# PROBLEM DETAILS
Each record that follows should be repeated exactly, minus any images.

# RECORDS SUPPLIED
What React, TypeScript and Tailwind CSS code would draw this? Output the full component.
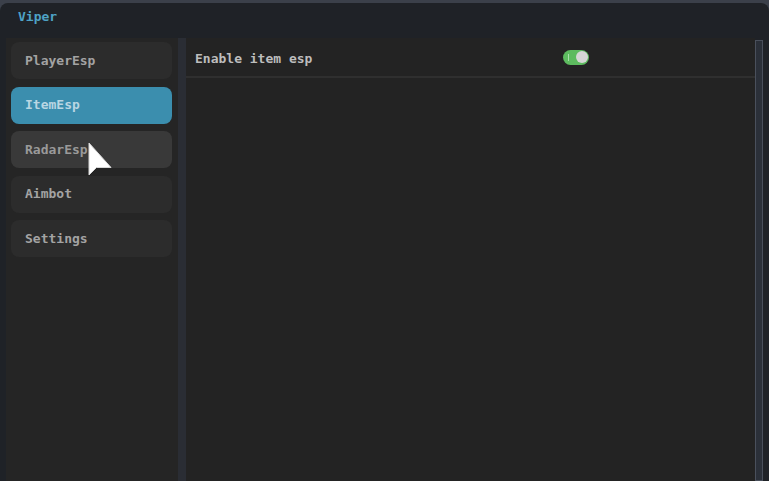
import React, { useState } from 'react';

// --- menu entries ---
const TABS = ['PlayerEsp', 'ItemEsp', 'RadarEsp', 'Aimbot', 'Settings'];

const mono = { fontFamily: '"DejaVu Sans Mono", "Liberation Mono", monospace' };

const Toggle = ({ on }: { on: boolean }) => (
    <div className={`relative w-[26px] h-[15px] rounded-full ${on ? 'bg-[#5dbb5f]' : 'bg-[#444]'}`}>
        <span className="absolute left-[5px] top-[4px] w-[1px] h-[7px] bg-[#c9efc9] opacity-70" />
        <span className={`absolute top-[1.5px] w-[12px] h-[12px] rounded-full bg-[#d6d6d6] ${on ? 'right-[1.5px]' : 'left-[1.5px]'}`} />
    </div>
);

const Cursor = () => (
    <svg className="absolute left-[88px] top-[142px]" width="26" height="38" viewBox="0 0 26 38">
        <path d="M1 1 L1 33 L8.5 25.5 L23 25.5 Z" fill="#ffffff" stroke="#d8d8d8" strokeWidth="1" strokeLinejoin="round" />
    </svg>
);

function App() {
    const [active, setActive] = useState('ItemEsp');
    const [itemEsp, setItemEsp] = useState(true);

    return (
        <div className="w-[769px] h-[481px] overflow-hidden bg-[#3b404a] relative" style={mono}>
            <div className="mt-[3px] h-[478px] rounded-t-[8px] bg-[#1f2227] flex flex-col">
                {/* title bar */}
                <div className="h-[35px] pt-[4px] pl-[18px] text-[13px] font-bold text-[#4ea3c6]">
                    Viper
                </div>

                <div className="flex flex-1 pl-[6px]">
                    {/* sidebar */}
                    <div className="w-[172px] bg-[#252525] pt-[4px] pl-[5px] pr-[6px] flex flex-col gap-[7.5px]">
                        {TABS.map((t) => (
                            <button
                                key={t}
                                onClick={() => setActive(t)}
                                className={`h-[37px] rounded-[8px] text-left pl-[14px] text-[13px] font-bold ${
                                    active === t
                                        ? 'bg-[#3b8eae] text-[#b9d6e3]'
                                        : t === 'RadarEsp'
                                        ? 'bg-[#393939] text-[#9a9a9a]'
                                        : 'bg-[#2c2c2c] text-[#a3a3a3]'
                                }`}
                            >
                                {t}
                            </button>
                        ))}
                    </div>

                    {/* divider */}
                    <div className="w-[8px] bg-[#2a2d34]" />

                    {/* content */}
                    <div className="flex-1 bg-[#232323]">
                        <div className="h-[40px] flex items-center pl-[9px] border-b-2 border-[#2f2f2f]">
                            <span className="w-[368px] mt-[4px] text-[13px] font-bold text-[#bdbdbd]">Enable item esp</span>
                            <button onClick={() => setItemEsp(!itemEsp)}>
                                <Toggle on={itemEsp} />
                            </button>
                        </div>
                    </div>

                    {/* scrollbar */}
                    <div className="w-[8px] mt-[2px] bg-[#2b3039] border border-[#4a505c]" />
                    <div className="w-[6px]" />
                </div>
            </div>
            <Cursor />
        </div>
    );
}

export default App;
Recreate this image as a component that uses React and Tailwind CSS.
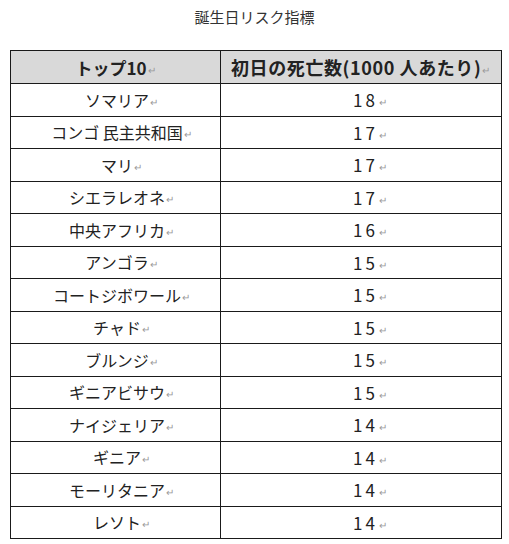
import React from "react";

const rows = [
  ["ソマリア", "18"],
  ["コンゴ 民主共和国", "17"],
  ["マリ", "17"],
  ["シエラレオネ", "17"],
  ["中央アフリカ", "16"],
  ["アンゴラ", "15"],
  ["コートジボワール", "15"],
  ["チャド", "15"],
  ["ブルンジ", "15"],
  ["ギニアビサウ", "15"],
  ["ナイジェリア", "14"],
  ["ギニア", "14"],
  ["モーリタニア", "14"],
  ["レソト", "14"],
];

function Mark() {
  return <span className="text-[10px] text-[#9a9a9a] font-normal tracking-normal ml-[1px] align-[1px]">↵</span>;
}

export default function App() {
  return (
    <div
      className="w-[509px] h-[544px] bg-white text-[#222]"
      style={{ fontFamily: '"Noto Sans CJK JP", "Noto Sans", sans-serif' }}
    >
      <div className="pt-[7px] h-[50px] text-center text-[15px] leading-[20px] text-[#333]">
        誕生日リスク指標
      </div>
      <table className="ml-[10px] w-[492px] border-collapse table-fixed">
        <colgroup>
          <col className="w-[210px]" />
          <col />
        </colgroup>
        <thead>
          <tr className="h-[33px] bg-[#d9d9d9]">
            <th className="border border-[#1a1a1a] p-0 text-[17px] font-bold leading-none text-center">
              トップ10<Mark />
            </th>
            <th className="border border-[#1a1a1a] p-0 pl-[10px] text-[18px] font-bold leading-none text-left whitespace-nowrap tracking-[0.6px] overflow-hidden">
              初日の死亡数(1000 人あたり)<Mark />
            </th>
          </tr>
        </thead>
        <tbody>
          {rows.map(([c, n]) => (
            <tr key={c} className="h-[32.5px]">
              <td className="border border-[#1a1a1a] p-0 pl-[12px] text-[16px] leading-none text-center">
                {c}
                <Mark />
              </td>
              <td className="border border-[#1a1a1a] p-0 pl-[18px] text-[17px] leading-none text-center tracking-[3px]">
                {n}
                <Mark />
              </td>
            </tr>
          ))}
        </tbody>
      </table>
    </div>
  );
}
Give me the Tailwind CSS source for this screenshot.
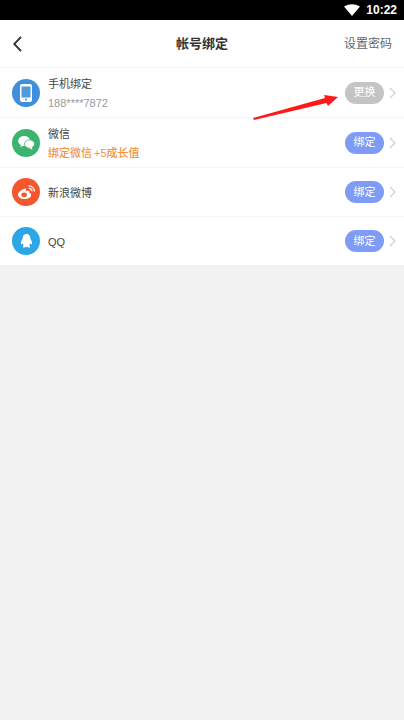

# EXERCISE OUTPUT
What React, TypeScript and Tailwind CSS code would draw this? Output the full component.
import React, { useState } from 'react';

// --- menu entries ---
const TABS = ['PlayerEsp', 'ItemEsp', 'RadarEsp', 'Aimbot', 'Settings'];

const mono = { fontFamily: '"DejaVu Sans Mono", "Liberation Mono", monospace' };

const Toggle = ({ on }: { on: boolean }) => (
    <div className={`relative w-[26px] h-[15px] rounded-full ${on ? 'bg-[#5dbb5f]' : 'bg-[#444]'}`}>
        <span className="absolute left-[5px] top-[4px] w-[1px] h-[7px] bg-[#c9efc9] opacity-70" />
        <span className={`absolute top-[1.5px] w-[12px] h-[12px] rounded-full bg-[#d6d6d6] ${on ? 'right-[1.5px]' : 'left-[1.5px]'}`} />
    </div>
);

const Cursor = () => (
    <svg className="absolute left-[88px] top-[142px]" width="26" height="38" viewBox="0 0 26 38">
        <path d="M1 1 L1 33 L8.5 25.5 L23 25.5 Z" fill="#ffffff" stroke="#d8d8d8" strokeWidth="1" strokeLinejoin="round" />
    </svg>
);

function App() {
    const [active, setActive] = useState('ItemEsp');
    const [itemEsp, setItemEsp] = useState(true);

    return (
        <div className="w-[769px] h-[481px] overflow-hidden bg-[#3b404a] relative" style={mono}>
            <div className="mt-[3px] h-[478px] rounded-t-[8px] bg-[#1f2227] flex flex-col">
                {/* title bar */}
                <div className="h-[35px] pt-[4px] pl-[18px] text-[13px] font-bold text-[#4ea3c6]">
                    Viper
                </div>

                <div className="flex flex-1 pl-[6px]">
                    {/* sidebar */}
                    <div className="w-[172px] bg-[#252525] pt-[4px] pl-[5px] pr-[6px] flex flex-col gap-[7.5px]">
                        {TABS.map((t) => (
                            <button
                                key={t}
                                onClick={() => setActive(t)}
                                className={`h-[37px] rounded-[8px] text-left pl-[14px] text-[13px] font-bold ${
                                    active === t
                                        ? 'bg-[#3b8eae] text-[#b9d6e3]'
                                        : t === 'RadarEsp'
                                        ? 'bg-[#393939] text-[#9a9a9a]'
                                        : 'bg-[#2c2c2c] text-[#a3a3a3]'
                                }`}
                            >
                                {t}
                            </button>
                        ))}
                    </div>

                    {/* divider */}
                    <div className="w-[8px] bg-[#2a2d34]" />

                    {/* content */}
                    <div className="flex-1 bg-[#232323]">
                        <div className="h-[40px] flex items-center pl-[9px] border-b-2 border-[#2f2f2f]">
                            <span className="w-[368px] mt-[4px] text-[13px] font-bold text-[#bdbdbd]">Enable item esp</span>
                            <button onClick={() => setItemEsp(!itemEsp)}>
                                <Toggle on={itemEsp} />
                            </button>
                        </div>
                    </div>

                    {/* scrollbar */}
                    <div className="w-[8px] mt-[2px] bg-[#2b3039] border border-[#4a505c]" />
                    <div className="w-[6px]" />
                </div>
            </div>
            <Cursor />
        </div>
    );
}

export default App;
Recreate this image as a component that uses React and Tailwind CSS.
import React from "react";

const rows = [
  ["ソマリア", "18"],
  ["コンゴ 民主共和国", "17"],
  ["マリ", "17"],
  ["シエラレオネ", "17"],
  ["中央アフリカ", "16"],
  ["アンゴラ", "15"],
  ["コートジボワール", "15"],
  ["チャド", "15"],
  ["ブルンジ", "15"],
  ["ギニアビサウ", "15"],
  ["ナイジェリア", "14"],
  ["ギニア", "14"],
  ["モーリタニア", "14"],
  ["レソト", "14"],
];

function Mark() {
  return <span className="text-[10px] text-[#9a9a9a] font-normal tracking-normal ml-[1px] align-[1px]">↵</span>;
}

export default function App() {
  return (
    <div
      className="w-[509px] h-[544px] bg-white text-[#222]"
      style={{ fontFamily: '"Noto Sans CJK JP", "Noto Sans", sans-serif' }}
    >
      <div className="pt-[7px] h-[50px] text-center text-[15px] leading-[20px] text-[#333]">
        誕生日リスク指標
      </div>
      <table className="ml-[10px] w-[492px] border-collapse table-fixed">
        <colgroup>
          <col className="w-[210px]" />
          <col />
        </colgroup>
        <thead>
          <tr className="h-[33px] bg-[#d9d9d9]">
            <th className="border border-[#1a1a1a] p-0 text-[17px] font-bold leading-none text-center">
              トップ10<Mark />
            </th>
            <th className="border border-[#1a1a1a] p-0 pl-[10px] text-[18px] font-bold leading-none text-left whitespace-nowrap tracking-[0.6px] overflow-hidden">
              初日の死亡数(1000 人あたり)<Mark />
            </th>
          </tr>
        </thead>
        <tbody>
          {rows.map(([c, n]) => (
            <tr key={c} className="h-[32.5px]">
              <td className="border border-[#1a1a1a] p-0 pl-[12px] text-[16px] leading-none text-center">
                {c}
                <Mark />
              </td>
              <td className="border border-[#1a1a1a] p-0 pl-[18px] text-[17px] leading-none text-center tracking-[3px]">
                {n}
                <Mark />
              </td>
            </tr>
          ))}
        </tbody>
      </table>
    </div>
  );
}
Give me the Tailwind CSS source for this screenshot.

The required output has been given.